Rather than focusing primarily on individual players, enforcement efforts increasingly target the infrastructure that enables online gambling. Payment channels, affiliate marketers, and technical intermediaries face far greater scrutiny than casual users.

That said, players are not immune. Authorities regularly publicize enforcement actions to reinforce deterrence and raise awareness of legal risks.

 

Penalties for Illegal Gambling in China

Penalties for illegal gambling in China can be severe, especially for organizers and promoters. Depending on the case, consequences may include:

  • Heavy fines
  • Multi-year prison sentences
  • Confiscation of illegal proceeds
  • Permanent criminal records

Judicial authorities have explicitly instructed courts to apply stricter sentencing in cases involving cross-border gambling or organized criminal activity. This guidance suggests that enforcement will not soften in 2026.

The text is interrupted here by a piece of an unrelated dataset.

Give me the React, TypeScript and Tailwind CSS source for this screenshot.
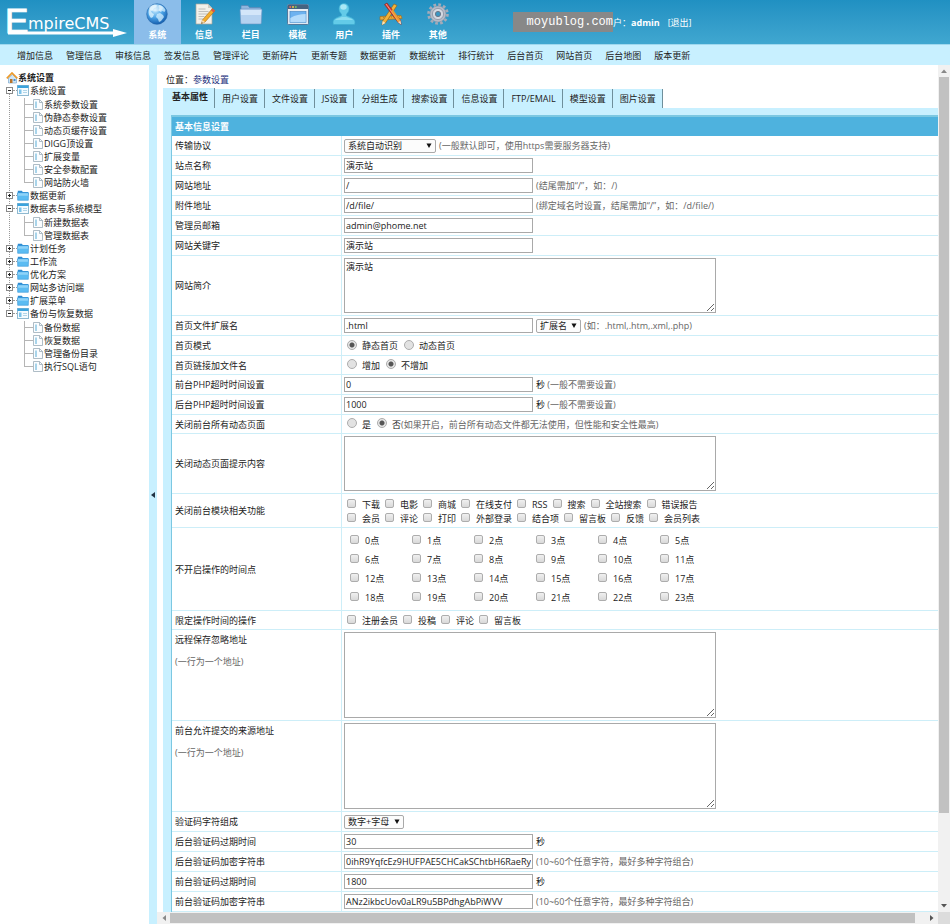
import React, { useState } from 'react';

type TreeGroup = { name: string; children?: string[] };

const menuLinks = ['增加信息', '管理信息', '审核信息', '签发信息', '管理评论', '更新碎片', '更新专题', '数据更新', '数据统计', '排行统计', '后台首页', '网站首页', '后台地图', '版本更新'];

const tabs = ['基本属性', '用户设置', '文件设置', 'JS设置', '分组生成', '搜索设置', '信息设置', 'FTP/EMAIL', '模型设置', '图片设置'];

const tree: TreeGroup[] = [
    { name: '系统设置', children: ['系统参数设置', '伪静态参数设置', '动态页缓存设置', 'DIGG顶设置', '扩展变量', '安全参数配置', '网站防火墙'] },
    { name: '数据更新' },
    { name: '数据表与系统模型', children: ['新建数据表', '管理数据表'] },
    { name: '计划任务' },
    { name: '工作流' },
    { name: '优化方案' },
    { name: '网站多访问端' },
    { name: '扩展菜单' },
    { name: '备份与恢复数据', children: ['备份数据', '恢复数据', '管理备份目录', '执行SQL语句'] },
];

const modules = [
    ['下载', '电影', '商城', '在线支付', 'RSS', '搜索', '全站搜索', '错误报告'],
    ['会员', '评论', '打印', '外部登录', '结合项', '留言板', '反馈', '会员列表'],
];

const hours = Array.from({ length: 24 }, (_, i) => `${i}点`);

/* ---------- icons ---------- */

const GlobeIcon = () => (
    <svg viewBox="0 0 24 24" className="size-6">
        <defs>
            <radialGradient id="globe" cx="0.4" cy="0.3" r="0.75">
                <stop offset="0" stopColor="#c9ecff" />
                <stop offset="0.5" stopColor="#4ba3e6" />
                <stop offset="1" stopColor="#0f56a8" />
            </radialGradient>
        </defs>
        <circle cx="12" cy="12" r="10.3" fill="url(#globe)" stroke="#2465a8" strokeWidth="0.6" />
        <path d="M4 8c1-3 3-5 6-5.500l2 1-1 2-2 .5-1 2-2 1 1 2 2 1-1 3-2 1c-2-2-3-5-2-8z" fill="#e2f5ff" opacity=".75" />
        <path d="M14 3c3 .5 5 2 6.500 5l-1 2-2-1-2 1-2-2 1-2-1-1zM12 12l3-1 3 2 1 2-3 4-2 1-1-3-2-2z" fill="#d3efff" opacity=".75" />
        <ellipse cx="11" cy="6" rx="7" ry="3.500" fill="#fff" opacity=".4" />
    </svg>
);

const NoteIcon = () => (
    <svg viewBox="0 0 24 24" className="size-6">
        <path d="M4 2h12l4 4v16H4z" fill="#f3f1ea" stroke="#a9a69c" strokeWidth="0.7" />
        <path d="M16 2v4h4z" fill="#cfccc2" />
        <path d="M6.500 7h7M6.500 9.500h10M6.500 12h9M6.500 14.500h6M6.500 17h5" stroke="#b9b9b6" strokeWidth="0.9" />
        <path d="M20.500 6.500l2.500 2.200L13 20l-3.500 1.500 1-3.600z" fill="#f4ae2b" stroke="#a76a12" strokeWidth="0.6" />
        <path d="M20.500 6.500l2.500 2.200-1.500 1.700-2.500-2.200z" fill="#d9534a" />
        <path d="M10.500 17.900l2.500 2.100-3.500 1.500z" fill="#f7dfb3" />
        <path d="M10 20.200l.8.700-1.500.7z" fill="#333" />
    </svg>
);

const FolderIcon = () => (
    <svg viewBox="0 0 24 24" className="size-6">
        <path d="M2 4.500c0-.6.400-1 1-1h6l1.500 2H21c.6 0 1 .4 1 1V10H2z" fill="#8fb6dd" stroke="#5580b0" strokeWidth="0.6" />
        <path d="M1 8c0-.6.400-1 1-1h20c.6 0 1 .4 1 1l-.7 13c0 .6-.4 1-1 1H2.700c-.6 0-1-.4-1-1z" fill="#b5d2f0" stroke="#6b93c2" strokeWidth="0.6" />
        <path d="M1.800 8h20.400l-.3 5H2.100z" fill="#d3e6f9" />
    </svg>
);

const WindowIcon = () => (
    <svg viewBox="0 0 24 24" className="size-6">
        <rect x="1.500" y="2.500" width="21" height="20" rx="1" fill="#dfe9f2" stroke="#54799c" />
        <rect x="2" y="3" width="20" height="4" fill="#46637f" />
        <circle cx="4.200" cy="5" r="1" fill="#ec6a5b" />
        <circle cx="7" cy="5" r="1" fill="#f3c447" />
        <circle cx="9.800" cy="5" r="1" fill="#79c65b" />
        <rect x="2" y="7" width="20" height="2" fill="#e9eef3" />
        <rect x="4" y="9.500" width="16" height="11" fill="#6db2f0" stroke="#3e82c4" strokeWidth="0.6" />
        <path d="M4.300 16c5-3 10-4 15.400-4v8.200H4.300z" fill="#b3dbfb" />
    </svg>
);

const UserIcon = () => (
    <svg viewBox="0 0 24 24" className="size-6">
        <path d="M12 1.500c3 0 5 2.200 5 5.200 0 2.300-1.100 4.300-2.500 5.300v1.600c1 1.200 7.500 2 8.300 5.400.3 1.500.2 2.600-.3 3.500H1.500c-.5-.9-.6-2-.3-3.500.8-3.400 7.300-4.200 8.300-5.400V12C8.100 11 7 9 7 6.700c0-3 2-5.200 5-5.200z" fill="#63cbe8" stroke="#3aabd0" strokeWidth="0.6" />
        <ellipse cx="11.500" cy="5" rx="3.200" ry="2.700" fill="#a9e8f6" />
        <path d="M3 18c2-2 5-2 7-3h4c2 1 5 1 7 3z" fill="#8bddf0" />
    </svg>
);

const PluginIcon = () => (
    <svg viewBox="0 0 24 24" className="size-6">
        <path d="M1 14.500l21 -1 1 3-22 1.500z" fill="#e9a93a" stroke="#a26a14" strokeWidth="0.6" />
        <path d="M4 15.500l17-.8" stroke="#8a5a12" strokeWidth="0.5" strokeDasharray="1 1" />
        <path d="M15 2l3 1.500L6.500 21 3 23l.6-4z" fill="#f2b33a" stroke="#8f5c11" strokeWidth="0.6" />
        <path d="M3.600 19l2.900 2L3 23z" fill="#f5e3c0" />
        <path d="M5.500 2.500L8 1l13.500 17.500.7 4-3.100-2z" fill="#d8372f" stroke="#8b1913" strokeWidth="0.5" />
        <path d="M7 2l12.800 17.800" stroke="#f9b49b" strokeWidth="0.8" />
        <path d="M12 9l2-1.500 7.500 11-2.400 2z" fill="#f2b33a" opacity=".8" />
        <path d="M21.500 18.500l.7 4-3.100-2z" fill="#f2dfc2" />
    </svg>
);

const GearIcon = () => (
    <svg viewBox="0 0 24 24" className="size-6">
        <circle cx="12" cy="12" r="9.300" fill="none" stroke="#a4abb9" strokeWidth="3" strokeDasharray="2.670 2.200" />
        <circle cx="12" cy="12" r="8" fill="#b4bbc8" stroke="#8a91a0" strokeWidth="0.5" />
        <circle cx="12" cy="12" r="5.600" fill="#d3d8e1" stroke="#8b92a2" strokeWidth="0.8" />
        <circle cx="12" cy="12" r="2.600" fill="#3a97c4" stroke="#6d7688" />
    </svg>
);

const HomeIcon = () => (
    <svg viewBox="0 0 12 12" className="size-3 shrink-0">
        <path d="M2.500 6v5h8V6L6.500 2.500z" fill="#cfe6f7" stroke="#6d9dc7" strokeWidth="0.6" />
        <path d="M0.800 6.300L6 1l5.300 5.300" fill="none" stroke="#ec9a2c" strokeWidth="1.700" />
        <rect x="4" y="7" width="2.500" height="4" fill="#b97328" />
        <rect x="7.500" y="7" width="2" height="2" fill="#4b8ed0" />
    </svg>
);

const OpenGroupIcon = () => (
    <svg viewBox="0 0 12 11" className="h-[11px] w-3 shrink-0">
        <rect x="0.500" y="0.500" width="11" height="10" fill="#f4fbff" stroke="#8fb9d0" />
        <rect x="0.500" y="0.500" width="11" height="2.500" fill="#3ba3dd" />
        <rect x="2" y="4.500" width="2.500" height="4.500" fill="#7cc3ea" />
        <path d="M6 5.500h4M6 7.500h4" stroke="#9fcbe2" strokeWidth="0.8" />
    </svg>
);

const ClosedGroupIcon = () => (
    <svg viewBox="0 0 12 11" className="h-[11px] w-3 shrink-0">
        <path d="M0.800 0.800h4l1 1.200h5.400V5H0.800z" fill="#2f8bd0" />
        <path d="M0.500 2.800h11l-.2 7.500H0.700z" fill="#5cbcf2" stroke="#3596d6" strokeWidth="0.6" />
        <path d="M1 3.300h10l-.1 2.500H1.100z" fill="#8fd3f8" />
    </svg>
);

const PageIcon = () => (
    <svg viewBox="0 0 10 11" className="h-[11px] w-[10px] shrink-0">
        <path d="M0.500 0.500h6l3 3v7h-9z" fill="#fbfdff" stroke="#9aacb8" strokeWidth="0.8" />
        <path d="M6.500 0.500v3h3" fill="none" stroke="#9aacb8" strokeWidth="0.8" />
        <rect x="2" y="2.500" width="2" height="6.500" fill="#a8d4ea" />
    </svg>
);

const ToggleBox = ({ open }: { open: boolean }) => (
    <svg viewBox="0 0 7 7" className="size-[7px] shrink-0" shapeRendering="crispEdges">
        <rect x="0.500" y="0.500" width="6" height="6" fill="#fff" stroke="#8a8a8a" />
        <path d={open ? 'M2 3.500h3' : 'M2 3.500h3M3.500 2v3'} stroke="#222" />
    </svg>
);

const Arrow = ({ d, color = '#555' }: { d: string; color?: string }) => (
    <svg viewBox="0 0 6 6" className="size-[6px] shrink-0">
        <path d={d} fill={color} />
    </svg>
);

const mainNav = [
    { name: '系统', icon: <GlobeIcon /> },
    { name: '信息', icon: <NoteIcon /> },
    { name: '栏目', icon: <FolderIcon /> },
    { name: '模板', icon: <WindowIcon /> },
    { name: '用户', icon: <UserIcon /> },
    { name: '插件', icon: <PluginIcon /> },
    { name: '其他', icon: <GearIcon /> },
];

/* ---------- form pieces ---------- */

const Row = ({ label, id, note, height = 'h-[20px]', children }: { label: string; id?: string; note?: string; height?: string; children: React.ReactNode }) => (
    <tr>
        <th scope="row" className={`${height} border-r border-b border-[#cdeef8] pl-[3px] text-left font-normal ${note ? 'pt-[3px] align-top' : 'align-middle'}`}>
            {id ? <label htmlFor={id} className="block">{label}</label> : <span className="block">{label}</span>}
            {note && <span className="mt-[9px] block text-[#666]">{note}</span>}
        </th>
        <td className="border-b border-[#cdeef8] pl-[2px] align-middle">
            <div className="flex items-center gap-[3px]">{children}</div>
        </td>
    </tr>
);

const TextBox = ({ id, value }: { id: string; value: string }) => (
    <input id={id} type="text" defaultValue={value} className="h-[15px] w-[189px] border border-[#a9a9a9] bg-white px-px outline-none" />
);

const Area = ({ id, value = '', height }: { id: string; value?: string; height: string }) => (
    <textarea id={id} defaultValue={value} className={`${height} block w-[372px] resize border border-[#a9a9a9] bg-white p-px outline-none`} />
);

const Picker = ({ id, options, width }: { id: string; options: string[]; width: string }) => (
    <span className="relative flex">
        <select id={id} aria-label={id} className={`${width} h-[14px] appearance-none rounded-xs border border-[#a9a9a9] bg-[#fcfcfc] pl-[3px] leading-[12px] outline-none`}>
            {options.map((o) => <option key={o}>{o}</option>)}
        </select>
        <span className="pointer-events-none absolute top-1 right-1">
            <Arrow d="M0.500 0.500h5L3 5z" color="#111" />
        </span>
    </span>
);

const Hint = ({ children }: { children: React.ReactNode }) => <span className="text-[#666]">{children}</span>;

const Check = ({ name }: { name: string }) => (
    <label className="flex items-center gap-[6px]">
        <input type="checkbox" className="size-[9px] -translate-y-px appearance-none rounded-xs border border-[#adadad] bg-linear-to-b from-[#f0f0f0] to-[#d9d9d9] checked:bg-[#777]" />
        <span>{name}</span>
    </label>
);

const Radio = ({ name, text, checked = false }: { name: string; text: React.ReactNode; checked?: boolean }) => (
    <label className="flex items-center gap-[5px]">
        <input
            type="radio"
            name={name}
            defaultChecked={checked}
            className="size-[10px] -translate-y-px appearance-none rounded-full border border-[#adadad] bg-[#e2e2e2] checked:bg-[radial-gradient(circle,#555_0_2px,#e6e6e6_3px)]"
        />
        <span>{text}</span>
    </label>
);

const Header = () => (
    <header>
        <div className="flex h-[44px] bg-linear-to-b from-[#2090c2] to-[#40a7d0] text-white">
            <a href="#home" aria-label="EmpireCMS" className="w-[134px] shrink-0">
                <svg viewBox="0 0 134 44" className="h-[44px] w-[134px]" fill="#fff">
                    <text x="5" y="33" fontFamily="Liberation Sans" fontSize="35" stroke="#fff" strokeWidth="1">E</text>
                    <text x="28" y="29" fontFamily="DejaVu Sans" fontSize="16">mpireCMS</text>
                    <path d="M8 31.500h105V29l14 4-14 4v-2.500H8z" />
                </svg>
            </a>
            <nav className="flex w-[327px] shrink-0">
                {mainNav.map((item, i) => (
                    <a key={item.name} href="#nav" className={`flex flex-1 flex-col items-center gap-[2px] pt-[2px] font-bold ${i === 0 ? 'bg-[#8bbdea]' : ''}`}>
                        {item.icon}
                        <span>{item.name}</span>
                    </a>
                ))}
            </nav>
            <div className="ml-[52px] flex items-center whitespace-nowrap">
                <span className="flex h-[20px] w-[100px] items-center justify-end bg-[#888] font-['Liberation_Mono',monospace] text-[12px]">moyublog.com</span>
                <span>户：</span>
                <b>admin</b>
                <a href="#logout" className="ml-2">[退出]</a>
            </div>
        </div>
        <nav className="flex h-[21px] items-center gap-[13px] border-t border-[#9fd8ee] bg-[#c8f0ff] pl-[17px] whitespace-nowrap">
            {menuLinks.map((m) => <a key={m} href="#menu">{m}</a>)}
        </nav>
    </header>
);

const Sidebar = () => (
    <aside className="w-[149px] shrink-0 pt-[6px] pl-[6px] whitespace-nowrap">
        <a href="#root" className="flex h-[13px] items-center font-bold"><HomeIcon />系统设置</a>
        <ul>
            {tree.map((group, i) => (
                <li key={group.name} className="relative">
                    {i < tree.length - 1 && <span className="absolute top-[6px] -bottom-[6px] left-[3px] border-l border-dotted border-[#999]" />}
                    <button type="button" className="relative flex h-[13px] items-center">
                        <ToggleBox open={!!group.children} />
                        <span className="w-1 border-t border-dotted border-[#999]" />
                        {group.children ? <OpenGroupIcon /> : <ClosedGroupIcon />}
                        <span className="ml-px">{group.name}</span>
                    </button>
                    {group.children && (
                        <ul className="mt-px ml-[18px]">
                            {group.children.map((child, k) => (
                                <li key={child} className="flex h-[13px] items-center">
                                    <span className={`self-start border-l border-[#b5b5b5] ${k === group.children!.length - 1 ? 'h-[7px]' : 'h-[13px]'}`} />
                                    <span className="w-[8px] border-t border-[#b5b5b5]" />
                                    <PageIcon />
                                    <a href="#item" className="ml-px">{child}</a>
                                </li>
                            ))}
                        </ul>
                    )}
                </li>
            ))}
        </ul>
    </aside>
);

const SettingsTable = () => (
    <table className="w-full table-fixed border-separate border-spacing-0 border-t-2 border-l border-[#7cc8e2] bg-white">
        <colgroup>
            <col className="w-[170px]" />
            <col />
        </colgroup>
        <thead>
            <tr>
                <th colSpan={2} className="h-[19px] bg-[#4eb2de] pl-[3px] text-left font-bold text-white">基本信息设置</th>
            </tr>
        </thead>
        <tbody>
            <Row label="传输协议" id="protocol">
                <Picker id="protocol" options={['系统自动识别', 'http', 'https']} width="w-[92px]" />
                <Hint>(一般默认即可，使用https需要服务器支持)</Hint>
            </Row>
            <Row label="站点名称" id="sitename"><TextBox id="sitename" value="演示站" /></Row>
            <Row label="网站地址" id="newsurl">
                <TextBox id="newsurl" value="/" />
                <Hint>(结尾需加“/”，如：/)</Hint>
            </Row>
            <Row label="附件地址" id="fileurl">
                <TextBox id="fileurl" value="/d/file/" />
                <Hint>(绑定域名时设置，结尾需加“/”，如：/d/file/)</Hint>
            </Row>
            <Row label="管理员邮箱" id="email"><TextBox id="email" value="admin@phome.net" /></Row>
            <Row label="网站关键字" id="sitekey"><TextBox id="sitekey" value="演示站" /></Row>
            <Row label="网站简介" id="siteintro" height="h-[60px]"><Area id="siteintro" value="演示站" height="h-[55px]" /></Row>
            <Row label="首页文件扩展名" id="indextype">
                <TextBox id="indextype" value=".html" />
                <Picker id="exts" options={['扩展名', '.html', '.htm', '.xml', '.php']} width="w-[45px]" />
                <Hint>(如：.html,.htm,.xml,.php)</Hint>
            </Row>
            <Row label="首页模式">
                <div className="flex gap-[6px] pl-[3px]">
                    <Radio name="indexmode" text="静态首页" checked />
                    <Radio name="indexmode" text="动态首页" />
                </div>
            </Row>
            <Row label="首页链接加文件名" height="h-[19px]">
                <div className="flex gap-[6px] pl-[3px]">
                    <Radio name="indexlink" text="增加" />
                    <Radio name="indexlink" text="不增加" checked />
                </div>
            </Row>
            <Row label="前台PHP超时时间设置" id="fronttime">
                <TextBox id="fronttime" value="0" />
                <span>秒 <Hint>(一般不需要设置)</Hint></span>
            </Row>
            <Row label="后台PHP超时时间设置" id="backtime">
                <TextBox id="backtime" value="1000" />
                <span>秒 <Hint>(一般不需要设置)</Hint></span>
            </Row>
            <Row label="关闭前台所有动态页面" height="h-[19px]">
                <div className="flex gap-[6px] pl-[3px]">
                    <Radio name="closequery" text="是" />
                    <Radio name="closequery" text={<>否<Hint>(如果开启，前台所有动态文件都无法使用，但性能和安全性最高)</Hint></>} checked />
                </div>
            </Row>
            <Row label="关闭动态页面提示内容" id="closemsg" height="h-[60px]"><Area id="closemsg" height="h-[55px]" /></Row>
            <Row label="关闭前台模块相关功能" height="h-[34px]">
                <div className="flex flex-col gap-px pt-px pl-[3px]">
                    {modules.map((line) => (
                        <div key={line[0]} className="flex gap-[5px]">
                            {line.map((m) => <Check key={m} name={m} />)}
                        </div>
                    ))}
                </div>
            </Row>
            <Row label="不开启操作的时间点" height="h-[83px]">
                <div className="grid grid-cols-[repeat(6,62px)] gap-y-[6px] pl-[6px]">
                    {hours.map((h) => <Check key={h} name={h} />)}
                </div>
            </Row>
            <Row label="限定操作时间的操作" height="h-[19px]">
                <div className="flex gap-[5px] pl-[3px]">
                    {['注册会员', '投稿', '评论', '留言板'].map((m) => <Check key={m} name={m} />)}
                </div>
            </Row>
            <Row label="远程保存忽略地址" id="notsave" note="(一行为一个地址)" height="h-[91px]"><Area id="notsave" height="h-[86px]" /></Row>
            <Row label="前台允许提交的来源地址" id="fromurl" note="(一行为一个地址)" height="h-[91px]"><Area id="fromurl" height="h-[86px]" /></Row>
            <Row label="验证码字符组成" id="keytype">
                <Picker id="keytype" options={['数字+字母', '数字', '字母']} width="w-[60px]" />
            </Row>
            <Row label="后台验证码过期时间" id="backkeytime">
                <TextBox id="backkeytime" value="30" />
                <span>秒</span>
            </Row>
            <Row label="后台验证码加密字符串" id="backkey">
                <TextBox id="backkey" value="0ihR9YqfcEz9HUFPAE5CHCakSChtbH6RaeRy" />
                <Hint>(10~60个任意字符，最好多种字符组合)</Hint>
            </Row>
            <Row label="前台验证码过期时间" id="frontkeytime">
                <TextBox id="frontkeytime" value="1800" />
                <span>秒</span>
            </Row>
            <Row label="前台验证码加密字符串" id="frontkey">
                <TextBox id="frontkey" value="ANz2ikbcUov0aLR9u5BPdhgAbPiWVV" />
                <Hint>(10~60个任意字符，最好多种字符组合)</Hint>
            </Row>
        </tbody>
    </table>
);

const App: React.FC = () => {
    const [tab, setTab] = useState<number>(0);

    return (
        <div className="flex min-h-screen flex-col bg-white font-['Open_Sans','Noto_Sans_CJK_SC',sans-serif] text-[9px] leading-[13px] text-[#222]">
            <Header />
            <div className="flex flex-1">
                <Sidebar />
                <div className="flex w-[8px] shrink-0 items-center justify-center bg-[#c8f0ff]">
                    <Arrow d="M5 0v6L1 3z" color="#234" />
                </div>
                <div className="flex min-w-0 flex-1 flex-col">
                    <div className="flex flex-1">
                        <main className="flex min-w-0 flex-1 flex-col pl-[6px]">
                            <p className="mt-[8px] pl-[3px]">位置：<a href="#location" className="text-[#1d2f7c]">参数设置</a></p>
                            <div role="tablist" className="mt-[2px] flex items-end border-l-2 border-[#c8f0ff]">
                                {tabs.map((t, i) => (
                                    <button
                                        key={t}
                                        type="button"
                                        role="tab"
                                        aria-selected={tab === i}
                                        onClick={() => setTab(i)}
                                        className={`border-r border-[#6f8f9b] bg-[#c8f0ff] pr-[6px] pl-[7px] whitespace-nowrap ${tab === i ? 'h-[20px] pb-1 font-bold' : 'h-[19px] pb-px'}`}
                                    >
                                        {t}
                                    </button>
                                ))}
                            </div>
                            <div className="flex-1 bg-[#c8f0ff] pt-[7px] pl-[8px]">
                                <SettingsTable />
                            </div>
                        </main>
                        <div className="flex w-[12px] shrink-0 flex-col items-center bg-[#f1f1f1]">
                            <span className="flex h-[12px] items-center"><Arrow d="M0 5h6L3 1.500z" color="#888" /></span>
                            <span className="w-[10px] flex-[735] bg-[#c1c1c1]" />
                            <span className="flex-[87]" />
                            <span className="flex h-[12px] items-center"><Arrow d="M0 1h6L3 4.500z" /></span>
                        </div>
                    </div>
                    <div className="flex h-[12px] bg-[#f1f1f1]">
                        <span className="flex w-[13px] items-center justify-center"><Arrow d="M5 0v6L1.500 3z" color="#888" /></span>
                        <span className="my-px flex-[745] bg-[#c1c1c1]" />
                        <span className="flex-[11]" />
                        <span className="flex w-[12px] items-center justify-center"><Arrow d="M1 0v6L4.500 3z" /></span>
                        <span className="w-[12px] bg-[#dcdcdc]" />
                    </div>
                </div>
            </div>
        </div>
    );
};

export default App;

What This Means for Gambling in China in 2026

Looking ahead, several trends are clear:

  • China is not moving toward legalization or regulation of gambling
  • Offshore gambling platforms face increasing legal and financial risk
  • Payment processors and affiliate networks are under growing pressure
  • Enforcement is becoming more precise, not less aggressive

Rather than easing restrictions, China appears focused on refining its enforcement tools. For anyone involved in or observing the gambling industry, 2026 is likely to bring greater scrutiny and fewer gray areas.

Conclusion: Why China’s Anti-Gambling Policy Isn’t Slowing Down

China’s anti-gambling crackdown is no longer reactive or temporary. It is a sustained, national strategy tied to financial security, crime prevention, and social stability. As 2026 approaches, the direction is clear: illegal gambling remains a high-priority enforcement target, both domestically and internationally.

For the global gambling industry, China’s approach serves as a reminder that strong demand does not guarantee liberalization. Law, politics, and national priorities ultimately shape the future of gambling in China.